Pour son dix-huitième film, Ken Loach a choisi de changer radicalement de ton. Loin de cet univers ouvrier qui caractérise habituellement son cinéma, Just a Kiss est avant tout une romance contrariée grâce à laquelle le réalisateur anglais dénonce le racisme et le communautarisme religieux.
Cette histoire d’amour impossible entre une Irlandaise et un Pakistanais n’est d’ailleurs pas sans rappeler le célèbre film de Stephen Frears, My Beautiful Laundrette, où deux hommes tentaient de s’unir, malgré les conventions morales, mais aussi de survivre dans une Angleterre économiquement dévastée par le libéralisme et le conservatisme de Margaret Thatcher. La comparaison peut cependant s’arrêter là car la volonté du réalisateur de mettre en danger le couple de Just a Kiss n’a pour objectif premier que celui de dénoncer l’extrémisme religieux, qu’il soit catholique ou islamique. Issus d’une classe moyenne qui ne souffre ni du chômage, ni de la précarité, Casim (Atta Yaqub) et surtout Roisin (Eva Birthistle) n’ont qu’une seule frustration, celle de ne pouvoir s’aimer au grand jour. Ainsi, commence une longue série de déchirements ponctués de réconciliations (à moins que ce ne soit l’inverse) pendant lesquels la jeune femme ne peut ou ne veut pas comprendre les raisons pour lesquelles son ami n’annonce pas à sa famille musulmane qu’il annule le mariage arrangé par sa mère pour s’unir à une blanche catholique.
Loin, très loin, du gris, de la tristesse et du désenchantement de ses plus grands films comme Family Life, Ladybird ou très récemment Sweet Sixteen, Ken Loach change complètement de registre en filmant au plus près le désir et l’étreinte du jeune couple. Peu habitué à donner à ses œuvres une dimension aussi intimiste, le metteur en scène n’est pas totalement à son aise dans cette bluette sentimentale qui flirte trop souvent avec le sitcom aseptisé. Il faut dire que les deux jeunes acteurs au physique avantageux sont un peu trop lisses et monocordes pour incarner avec conviction ce pamphlet qui aurait pourtant pu être passionnant. Du drame social, on glisse progressivement vers la crise existentielle post-adolescente dans laquelle peu de personnes sont invitées à se reconnaître. Mais les raisons pour lesquelles l’œuvre parvient difficilement à convaincre proviennent également du fait que le réalisateur dresse un portrait assez édifiant de la famille de Casim. D’abord cantonnés à n’être que l’incarnation de l’obscurantisme, les personnages des parents et de la sœur aînée n’évoluent pas au gré des situations, dépourvus de toute épaisseur psychologique. Finalement plus bêtes que dangereux, leur présence n’apporte pas le moindre élément de réflexion tangible sur la difficile intégration des communautés religieuses dans une Écosse profondément attachée à ses valeurs catholiques. Mais en bon juste, Ken Loach refuse que l’on stigmatise l’Islam et démontre que la religion catholique peut être autant sinon davantage source d’intolérance et de rejet. Aussi, s’empresse-t-il de confronter la jeune femme amoureuse à un prêtre fanatique et délirant qui condamne sans appel ses choix de vie.
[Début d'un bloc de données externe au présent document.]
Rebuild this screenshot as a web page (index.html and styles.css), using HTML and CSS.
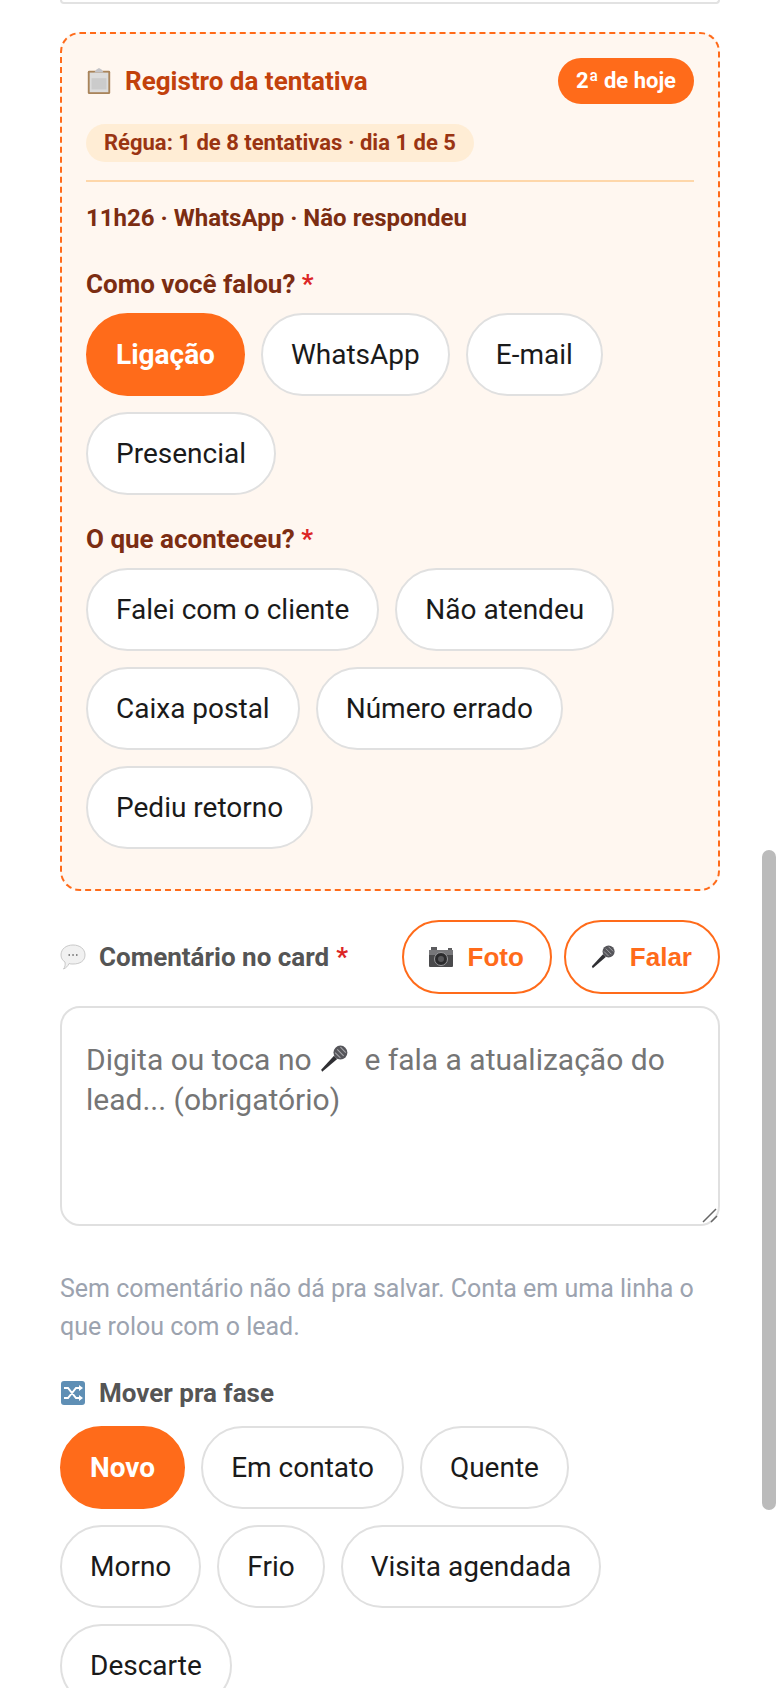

Chaque scène est prétexte à marquer l’opposition de deux ensembles (Casim contre sa famille, Casim contre Roisin, Roisin contre la sœur de Casim, Roisin contre l’école) sans jamais entretenir la moindre ambiguïté. Sur une heure trente de projection, une seule scène troublante retiendra l’attention (celle où la grande sœur de Casim conduit Roisin devant la maison familiale où cette dernière entraperçoit un monde auquel elle ne pourra jamais appartenir) ce qui nous laisse amèrement imaginer ce que le film aurait pu être si le réalisateur avait su laisser éclore les petites perversités inhérentes à chacun de ses personnages.